INFORMATION PROVIDED:
※ ※ ※

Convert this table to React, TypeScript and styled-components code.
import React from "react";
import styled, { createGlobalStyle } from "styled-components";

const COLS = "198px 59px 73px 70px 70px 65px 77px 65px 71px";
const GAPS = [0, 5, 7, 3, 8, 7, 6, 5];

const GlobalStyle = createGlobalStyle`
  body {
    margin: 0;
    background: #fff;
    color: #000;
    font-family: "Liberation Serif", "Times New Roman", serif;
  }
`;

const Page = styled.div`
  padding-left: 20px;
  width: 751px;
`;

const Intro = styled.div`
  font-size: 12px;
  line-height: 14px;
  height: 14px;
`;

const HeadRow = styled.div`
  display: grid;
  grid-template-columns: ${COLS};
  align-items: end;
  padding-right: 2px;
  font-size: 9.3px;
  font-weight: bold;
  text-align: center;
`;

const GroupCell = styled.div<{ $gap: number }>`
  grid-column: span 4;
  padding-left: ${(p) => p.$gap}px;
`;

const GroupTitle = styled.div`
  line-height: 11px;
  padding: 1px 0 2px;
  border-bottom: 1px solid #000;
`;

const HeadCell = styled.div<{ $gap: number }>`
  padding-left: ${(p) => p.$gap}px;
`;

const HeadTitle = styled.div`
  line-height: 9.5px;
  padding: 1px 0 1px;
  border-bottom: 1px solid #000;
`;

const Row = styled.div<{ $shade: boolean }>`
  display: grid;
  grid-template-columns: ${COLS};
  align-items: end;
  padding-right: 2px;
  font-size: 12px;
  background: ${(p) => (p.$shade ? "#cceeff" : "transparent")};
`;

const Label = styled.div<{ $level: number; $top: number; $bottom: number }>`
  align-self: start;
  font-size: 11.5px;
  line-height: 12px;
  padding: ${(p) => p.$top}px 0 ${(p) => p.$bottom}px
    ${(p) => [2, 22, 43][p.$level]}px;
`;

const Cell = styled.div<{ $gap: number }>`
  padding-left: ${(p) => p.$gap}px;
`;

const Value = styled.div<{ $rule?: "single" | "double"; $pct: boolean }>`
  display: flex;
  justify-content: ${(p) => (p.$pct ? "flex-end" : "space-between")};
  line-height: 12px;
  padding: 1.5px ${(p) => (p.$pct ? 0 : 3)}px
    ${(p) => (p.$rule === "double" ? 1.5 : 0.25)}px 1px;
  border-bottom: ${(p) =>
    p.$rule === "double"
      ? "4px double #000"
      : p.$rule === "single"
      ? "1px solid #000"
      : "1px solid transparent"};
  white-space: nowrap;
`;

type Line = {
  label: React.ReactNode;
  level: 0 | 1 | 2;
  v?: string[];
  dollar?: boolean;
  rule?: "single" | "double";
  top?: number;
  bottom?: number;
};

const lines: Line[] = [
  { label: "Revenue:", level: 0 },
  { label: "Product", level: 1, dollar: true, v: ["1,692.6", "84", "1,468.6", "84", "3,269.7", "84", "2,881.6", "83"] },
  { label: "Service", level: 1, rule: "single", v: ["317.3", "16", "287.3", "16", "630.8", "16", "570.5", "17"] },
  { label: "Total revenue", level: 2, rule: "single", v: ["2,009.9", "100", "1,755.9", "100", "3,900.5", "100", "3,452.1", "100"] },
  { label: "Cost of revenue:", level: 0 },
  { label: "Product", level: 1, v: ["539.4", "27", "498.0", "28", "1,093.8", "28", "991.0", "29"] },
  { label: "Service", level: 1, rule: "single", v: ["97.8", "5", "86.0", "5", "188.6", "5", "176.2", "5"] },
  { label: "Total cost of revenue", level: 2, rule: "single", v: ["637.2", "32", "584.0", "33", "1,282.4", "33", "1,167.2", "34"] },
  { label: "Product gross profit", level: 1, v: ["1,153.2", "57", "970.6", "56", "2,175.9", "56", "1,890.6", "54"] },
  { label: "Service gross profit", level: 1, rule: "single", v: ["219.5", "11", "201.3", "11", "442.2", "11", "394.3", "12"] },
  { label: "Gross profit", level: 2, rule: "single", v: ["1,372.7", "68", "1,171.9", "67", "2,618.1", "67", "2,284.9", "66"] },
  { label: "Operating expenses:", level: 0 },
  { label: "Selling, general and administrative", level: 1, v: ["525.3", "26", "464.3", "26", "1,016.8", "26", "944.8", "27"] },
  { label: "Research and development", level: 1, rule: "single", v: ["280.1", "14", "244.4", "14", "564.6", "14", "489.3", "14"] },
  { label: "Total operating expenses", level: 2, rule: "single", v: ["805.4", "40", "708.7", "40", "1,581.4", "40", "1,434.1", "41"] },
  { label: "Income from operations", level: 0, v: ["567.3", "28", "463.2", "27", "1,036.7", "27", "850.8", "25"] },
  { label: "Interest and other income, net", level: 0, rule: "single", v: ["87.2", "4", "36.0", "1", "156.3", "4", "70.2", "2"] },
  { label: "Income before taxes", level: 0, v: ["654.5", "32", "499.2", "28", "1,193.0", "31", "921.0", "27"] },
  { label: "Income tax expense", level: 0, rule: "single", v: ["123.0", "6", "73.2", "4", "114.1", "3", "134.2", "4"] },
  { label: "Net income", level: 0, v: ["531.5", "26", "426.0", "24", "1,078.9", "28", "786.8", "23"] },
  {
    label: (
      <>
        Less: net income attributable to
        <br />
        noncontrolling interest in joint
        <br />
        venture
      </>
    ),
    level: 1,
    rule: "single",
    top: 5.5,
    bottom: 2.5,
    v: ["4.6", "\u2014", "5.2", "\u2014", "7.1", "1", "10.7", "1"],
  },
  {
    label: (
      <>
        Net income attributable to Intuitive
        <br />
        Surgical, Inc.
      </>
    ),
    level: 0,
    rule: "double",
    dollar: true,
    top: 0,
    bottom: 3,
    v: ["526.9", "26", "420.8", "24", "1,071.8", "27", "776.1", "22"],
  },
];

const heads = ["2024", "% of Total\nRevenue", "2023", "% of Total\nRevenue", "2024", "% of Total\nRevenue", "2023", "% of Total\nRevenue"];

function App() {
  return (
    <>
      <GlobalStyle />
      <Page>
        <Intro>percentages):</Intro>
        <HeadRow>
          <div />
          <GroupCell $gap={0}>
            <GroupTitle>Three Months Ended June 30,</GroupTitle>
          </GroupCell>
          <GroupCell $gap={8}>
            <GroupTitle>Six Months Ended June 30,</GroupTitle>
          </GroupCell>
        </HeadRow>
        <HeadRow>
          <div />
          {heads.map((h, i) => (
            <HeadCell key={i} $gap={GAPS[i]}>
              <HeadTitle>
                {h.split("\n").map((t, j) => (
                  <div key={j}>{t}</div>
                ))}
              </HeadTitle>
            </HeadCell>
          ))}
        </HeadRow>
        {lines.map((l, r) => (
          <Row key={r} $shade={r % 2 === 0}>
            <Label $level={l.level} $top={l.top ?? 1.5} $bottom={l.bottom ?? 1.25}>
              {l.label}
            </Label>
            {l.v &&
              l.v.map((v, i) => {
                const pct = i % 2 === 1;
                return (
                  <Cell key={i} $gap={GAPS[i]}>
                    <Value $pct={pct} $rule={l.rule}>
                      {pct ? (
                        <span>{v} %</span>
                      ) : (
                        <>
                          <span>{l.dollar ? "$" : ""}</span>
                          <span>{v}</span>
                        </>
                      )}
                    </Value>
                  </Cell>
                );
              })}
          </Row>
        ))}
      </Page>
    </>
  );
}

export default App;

※ ※ ※

GIVEN EXERCISE: Locate all lines holding the word "components", then copy them out.

COMPLETE ANSWER:
Convert this table to React, TypeScript and styled-components code.
import styled, { createGlobalStyle } from "styled-components";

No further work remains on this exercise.